Los destrozos causados por la bomba. ¿Qué quería decir exactamente eso?, se preguntó Giselle preocupada cuando se hubo quedado a solas. No le caía bien Natasha, pero su violenta muerte había despertado los recuerdos de las muertes violentas de su madre y su hermanito. Ella vio cómo eran embestidos por un camión. Durante años había cargado con la culpa de seguir viva mientras que ellos habían muerto. Su madre la estaba regañando y por eso ella se quedó atrás cuando ella cruzó la carretera con el carrito. Eso le salvó la vida… y la había llenado de culpabilidad. El amor de Saul había sido lo único que consiguió que superara el trauma del accidente.

Pobre Natasha. Por muy egoísta y desagradable que hubiera sido, no merecía un destino tan cruel.

Saul miró a su primo en la habitación del hospital. Estaba enchufado a unas máquinas que emitían zumbidos y chasquidos. Tenía la cabeza vendada y permanecía inmóvil bajo las sábanas.

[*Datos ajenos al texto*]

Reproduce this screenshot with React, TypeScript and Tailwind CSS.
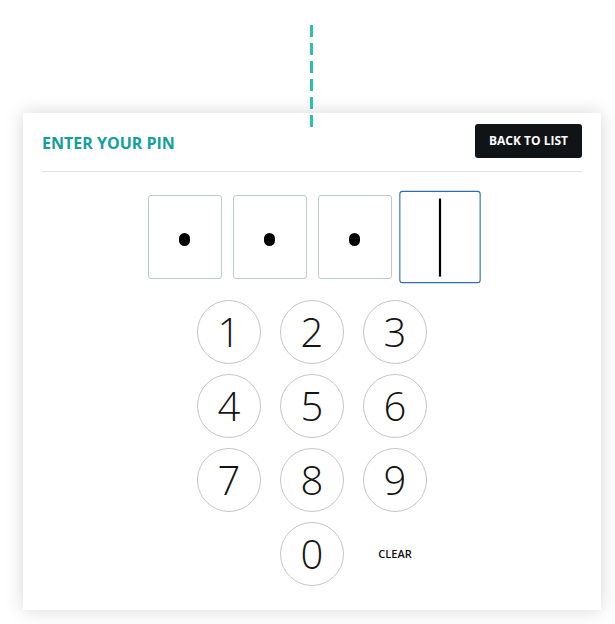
export default function App() {
  const digits = ['1', '2', '3', '4', '5', '6', '7', '8', '9']
  const filled = 3

  return (
    <div className="relative min-h-[624px] bg-white pl-[23px] pt-[113px] font-['Open_Sans',sans-serif]">
      {/* dashed connector above the card */}
      <div className="absolute left-[310px] top-[25px] z-10 h-[102px] w-[3px] bg-[repeating-linear-gradient(to_bottom,#2dbdb3_0_12px,transparent_12px_18px)]" />

      <div className="w-[578px] bg-white px-[19px] pb-[24px] pt-[11px] shadow-[0_0_18px_rgba(0,0,0,0.16)]">
        {/* Header */}
        <div className="flex items-center justify-between border-b border-[#e2e2e2] pb-[13px]">
          <h1 className="pt-[3px] text-[16px] font-bold text-[#13a09a]">ENTER YOUR PIN</h1>
          <button className="h-[34px] w-[107px] rounded-[3px] bg-[#111417] text-[12px] font-bold text-white">
            BACK TO LIST
          </button>
        </div>

        {/* PIN boxes */}
        <div className="mt-[23px] flex justify-center gap-[11px]">
          {[0, 1, 2, 3].map((i) => {
            const active = i === filled
            return (
              <div
                key={i}
                className={
                  active
                    ? 'flex h-[84px] w-[74px] scale-110 items-center justify-center rounded-[3px] border-[1.5px] border-[#2d6db0] bg-white'
                    : 'flex h-[84px] w-[74px] items-center justify-center rounded-[3px] border border-[#b9cccb] bg-white'
                }
              >
                {i < filled && <div className="mt-[4px] h-[13px] w-[11px] rounded-full bg-black" />}
                {active && <div className="h-[71px] w-[1.5px] bg-black" />}
              </div>
            )
          })}
        </div>

        {/* Keypad */}
        <div className="mt-[21px] grid grid-cols-[64px_64px_64px] justify-center gap-x-[19px] gap-y-[10px]">
          {digits.map((d) => (
            <button
              key={d}
              className="flex h-[64px] w-[64px] items-center justify-center rounded-full border border-[#c6c6c6] text-[40px] font-light leading-none text-[#141414]"
            >
              {d}
            </button>
          ))}
          <div />
          <button className="flex h-[64px] w-[64px] items-center justify-center rounded-full border border-[#c6c6c6] text-[40px] font-light leading-none text-[#141414]">
            0
          </button>
          <button className="flex h-[64px] w-[64px] items-center justify-center text-[11px] font-semibold text-[#111]">
            CLEAR
          </button>
        </div>
      </div>
    </div>
  )
}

–Ha perdido ambas piernas –le había dicho la enfermera a Saul antes de que abriera la puerta de la habitación–. Y también tiene los órganos internos dañados.

–¿Va a… sobrevivirá? –le preguntó Saul.

–Haremos todo lo posible para que así sea –respondió ella con sequedad. Pero Saul había visto la verdad en sus ojos.

La visión se le nubló al mirar a Aldo. Su primo había sido siempre un buen hombre, amable y complaciente.

–Estás aquí. Sabía que vendrías. Te esperaba.

Las palabras resultaron perfectamente audibles pero fueron pronunciadas con lentitud. Aldo levantó la mano y Saul se la tomó entre las suyas mientras se sentaba a su lado en la cama. Aldo tenía la piel fría.

–Quiero que me prometas algo.

Saul apretó los dientes. Si Aldo iba a pedirle que cuidara de Natasha en caso de que él muriera, entonces iba a asentir sin decirle que había muerto. Aldo adoraba a su esposa, aunque para Saul ella nunca había sido digna de ese amor.

–Lo que quieras –le dijo a su primo con sinceridad.

–Quiero que me prometas que cuidaras de nuestro país y de sus habitantes por mí, Saul. Quiero que ocupes mi lugar como su soberano. Quiero que me prometas que asegurarás su futuro con un heredero. No podemos romper la cadena familiar. El deber debe ser lo primero…

Saul cerró los ojos. Gobernar el país era lo último que deseaba hacer, y siempre había confiado en que no tendría que hacerlo. Después de todo, Aldo era más joven que él y estaba casado. Había dado por hecho que Natasha y él tendrían un hijo que heredaría el título.